**Work to complete**.
From the entries below, print exactly the span beginning with the line holding "Output the component" and ending with the line holding "const [current, setCurrent] = useState(0);", endpoints included, and skip any pictures.

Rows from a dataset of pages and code
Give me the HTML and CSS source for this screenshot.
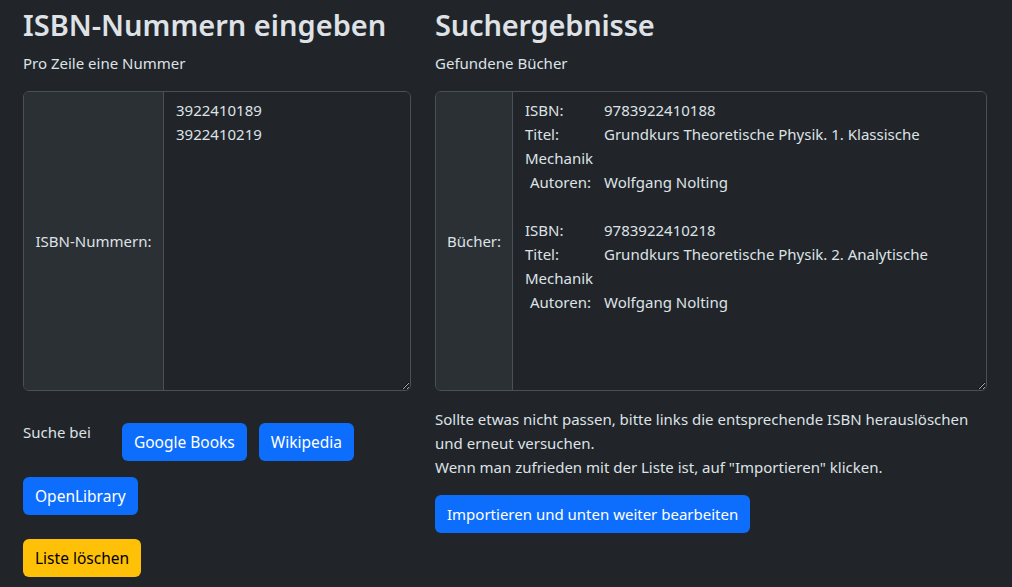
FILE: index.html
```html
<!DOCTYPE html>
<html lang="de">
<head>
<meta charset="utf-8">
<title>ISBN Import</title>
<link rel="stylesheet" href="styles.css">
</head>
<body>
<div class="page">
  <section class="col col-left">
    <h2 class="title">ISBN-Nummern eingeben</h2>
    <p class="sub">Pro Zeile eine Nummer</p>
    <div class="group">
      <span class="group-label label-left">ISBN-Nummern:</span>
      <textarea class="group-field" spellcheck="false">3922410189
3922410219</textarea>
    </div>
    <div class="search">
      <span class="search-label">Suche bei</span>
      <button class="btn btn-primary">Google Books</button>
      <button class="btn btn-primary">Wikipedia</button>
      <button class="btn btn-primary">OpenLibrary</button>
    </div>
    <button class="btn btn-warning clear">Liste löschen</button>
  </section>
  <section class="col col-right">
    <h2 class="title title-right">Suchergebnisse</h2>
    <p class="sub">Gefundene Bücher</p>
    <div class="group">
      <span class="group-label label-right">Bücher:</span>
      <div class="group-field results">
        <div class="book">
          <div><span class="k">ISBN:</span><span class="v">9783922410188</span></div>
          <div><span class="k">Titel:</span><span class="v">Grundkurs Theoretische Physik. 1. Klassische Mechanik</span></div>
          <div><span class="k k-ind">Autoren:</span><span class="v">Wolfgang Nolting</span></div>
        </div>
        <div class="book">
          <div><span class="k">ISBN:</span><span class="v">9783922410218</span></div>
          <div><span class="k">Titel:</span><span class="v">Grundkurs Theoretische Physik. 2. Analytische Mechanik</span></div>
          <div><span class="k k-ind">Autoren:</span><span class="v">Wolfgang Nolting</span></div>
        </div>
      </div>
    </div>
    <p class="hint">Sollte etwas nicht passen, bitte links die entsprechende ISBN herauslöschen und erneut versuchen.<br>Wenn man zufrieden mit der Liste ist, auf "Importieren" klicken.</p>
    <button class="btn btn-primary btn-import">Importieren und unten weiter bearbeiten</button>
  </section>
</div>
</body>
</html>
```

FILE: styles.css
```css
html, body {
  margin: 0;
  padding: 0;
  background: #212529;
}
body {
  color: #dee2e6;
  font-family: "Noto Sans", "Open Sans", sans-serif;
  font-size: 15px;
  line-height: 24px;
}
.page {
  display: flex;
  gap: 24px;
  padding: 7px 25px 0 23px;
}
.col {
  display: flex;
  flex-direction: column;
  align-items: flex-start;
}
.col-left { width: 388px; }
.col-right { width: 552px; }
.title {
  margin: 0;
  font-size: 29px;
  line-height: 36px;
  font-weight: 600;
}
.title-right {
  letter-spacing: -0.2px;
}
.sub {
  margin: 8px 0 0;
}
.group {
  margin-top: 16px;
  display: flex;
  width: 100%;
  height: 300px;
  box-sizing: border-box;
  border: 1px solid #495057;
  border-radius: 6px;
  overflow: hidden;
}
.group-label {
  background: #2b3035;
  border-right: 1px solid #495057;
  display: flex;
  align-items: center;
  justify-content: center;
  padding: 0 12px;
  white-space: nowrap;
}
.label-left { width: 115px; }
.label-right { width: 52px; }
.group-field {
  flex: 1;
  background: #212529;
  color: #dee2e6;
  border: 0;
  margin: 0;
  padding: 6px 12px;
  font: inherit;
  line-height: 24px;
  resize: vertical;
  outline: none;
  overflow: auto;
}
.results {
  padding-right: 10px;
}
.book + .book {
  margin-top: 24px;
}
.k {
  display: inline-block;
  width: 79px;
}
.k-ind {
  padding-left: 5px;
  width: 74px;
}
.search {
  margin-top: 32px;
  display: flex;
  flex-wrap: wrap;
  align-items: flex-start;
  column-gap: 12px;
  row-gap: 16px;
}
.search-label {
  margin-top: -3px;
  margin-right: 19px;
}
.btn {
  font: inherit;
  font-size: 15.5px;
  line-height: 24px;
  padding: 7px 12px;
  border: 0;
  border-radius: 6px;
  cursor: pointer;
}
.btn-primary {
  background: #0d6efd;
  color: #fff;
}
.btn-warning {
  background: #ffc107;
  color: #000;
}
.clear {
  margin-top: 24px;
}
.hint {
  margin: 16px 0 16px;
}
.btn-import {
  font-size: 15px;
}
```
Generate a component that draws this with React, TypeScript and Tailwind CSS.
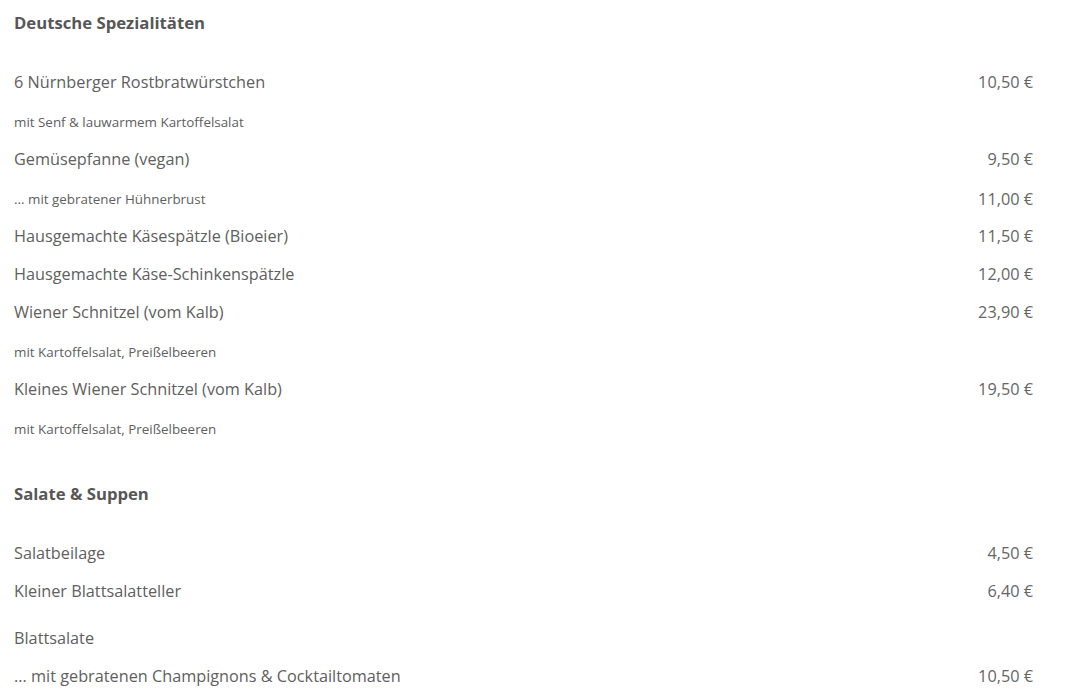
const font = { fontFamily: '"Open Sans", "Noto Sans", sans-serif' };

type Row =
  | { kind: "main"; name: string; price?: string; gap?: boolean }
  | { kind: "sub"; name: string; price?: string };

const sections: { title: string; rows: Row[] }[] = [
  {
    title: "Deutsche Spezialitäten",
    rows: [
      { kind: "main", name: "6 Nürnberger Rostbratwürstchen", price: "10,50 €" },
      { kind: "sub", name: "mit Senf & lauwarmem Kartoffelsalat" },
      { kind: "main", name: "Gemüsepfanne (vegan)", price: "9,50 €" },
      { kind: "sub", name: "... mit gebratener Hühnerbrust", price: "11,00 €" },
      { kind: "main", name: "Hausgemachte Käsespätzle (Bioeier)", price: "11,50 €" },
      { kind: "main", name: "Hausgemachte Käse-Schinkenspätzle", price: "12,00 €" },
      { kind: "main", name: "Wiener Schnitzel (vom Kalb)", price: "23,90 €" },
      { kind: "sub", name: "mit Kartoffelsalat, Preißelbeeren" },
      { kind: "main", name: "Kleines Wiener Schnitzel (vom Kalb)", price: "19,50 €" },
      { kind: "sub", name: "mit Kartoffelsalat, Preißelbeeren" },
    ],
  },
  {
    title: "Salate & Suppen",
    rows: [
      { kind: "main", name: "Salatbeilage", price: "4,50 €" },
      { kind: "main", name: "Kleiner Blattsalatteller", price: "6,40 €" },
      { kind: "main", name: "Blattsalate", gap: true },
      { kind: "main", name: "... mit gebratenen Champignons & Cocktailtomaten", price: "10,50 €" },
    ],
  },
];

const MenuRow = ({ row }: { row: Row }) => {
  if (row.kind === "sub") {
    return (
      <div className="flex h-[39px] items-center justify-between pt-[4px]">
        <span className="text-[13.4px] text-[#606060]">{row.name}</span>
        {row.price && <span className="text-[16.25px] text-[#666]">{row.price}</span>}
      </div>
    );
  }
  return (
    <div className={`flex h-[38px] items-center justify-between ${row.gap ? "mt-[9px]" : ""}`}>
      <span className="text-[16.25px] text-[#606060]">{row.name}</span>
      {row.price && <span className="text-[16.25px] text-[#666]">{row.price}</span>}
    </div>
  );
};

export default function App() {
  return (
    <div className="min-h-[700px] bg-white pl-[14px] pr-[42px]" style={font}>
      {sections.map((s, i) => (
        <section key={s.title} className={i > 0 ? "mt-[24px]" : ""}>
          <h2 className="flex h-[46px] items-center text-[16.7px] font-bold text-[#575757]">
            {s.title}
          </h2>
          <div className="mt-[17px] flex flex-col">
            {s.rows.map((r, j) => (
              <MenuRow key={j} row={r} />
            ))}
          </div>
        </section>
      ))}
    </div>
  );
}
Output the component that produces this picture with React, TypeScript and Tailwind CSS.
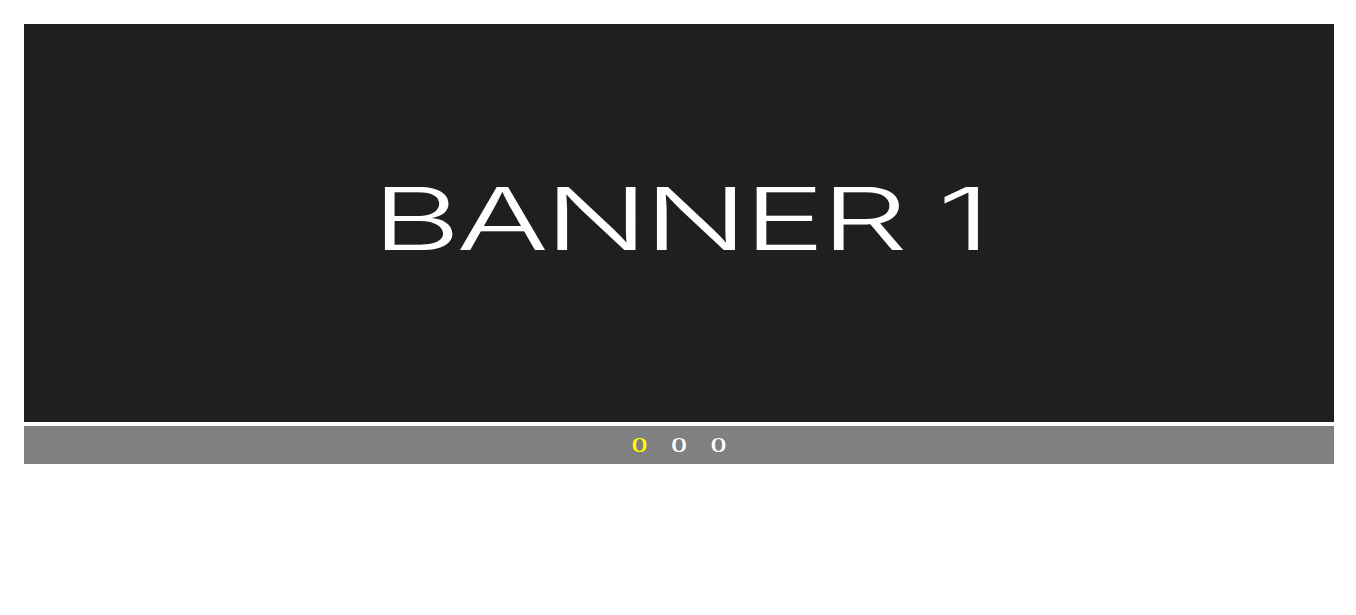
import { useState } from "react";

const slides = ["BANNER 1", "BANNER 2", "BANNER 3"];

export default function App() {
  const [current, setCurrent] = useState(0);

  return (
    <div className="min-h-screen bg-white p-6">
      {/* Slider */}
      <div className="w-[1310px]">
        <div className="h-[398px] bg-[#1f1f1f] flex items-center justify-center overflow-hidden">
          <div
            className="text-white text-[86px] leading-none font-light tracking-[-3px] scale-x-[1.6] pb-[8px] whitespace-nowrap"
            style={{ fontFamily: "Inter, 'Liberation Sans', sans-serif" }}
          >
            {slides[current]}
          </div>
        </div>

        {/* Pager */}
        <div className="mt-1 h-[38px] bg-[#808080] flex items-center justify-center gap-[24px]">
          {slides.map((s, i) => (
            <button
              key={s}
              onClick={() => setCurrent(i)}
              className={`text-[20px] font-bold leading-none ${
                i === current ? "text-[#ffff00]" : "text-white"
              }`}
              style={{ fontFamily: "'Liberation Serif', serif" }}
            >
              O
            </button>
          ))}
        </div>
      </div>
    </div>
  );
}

**Full response**.
Output the component that produces this picture with React, TypeScript and Tailwind CSS.
import { useState } from "react";

const slides = ["BANNER 1", "BANNER 2", "BANNER 3"];

export default function App() {
  const [current, setCurrent] = useState(0);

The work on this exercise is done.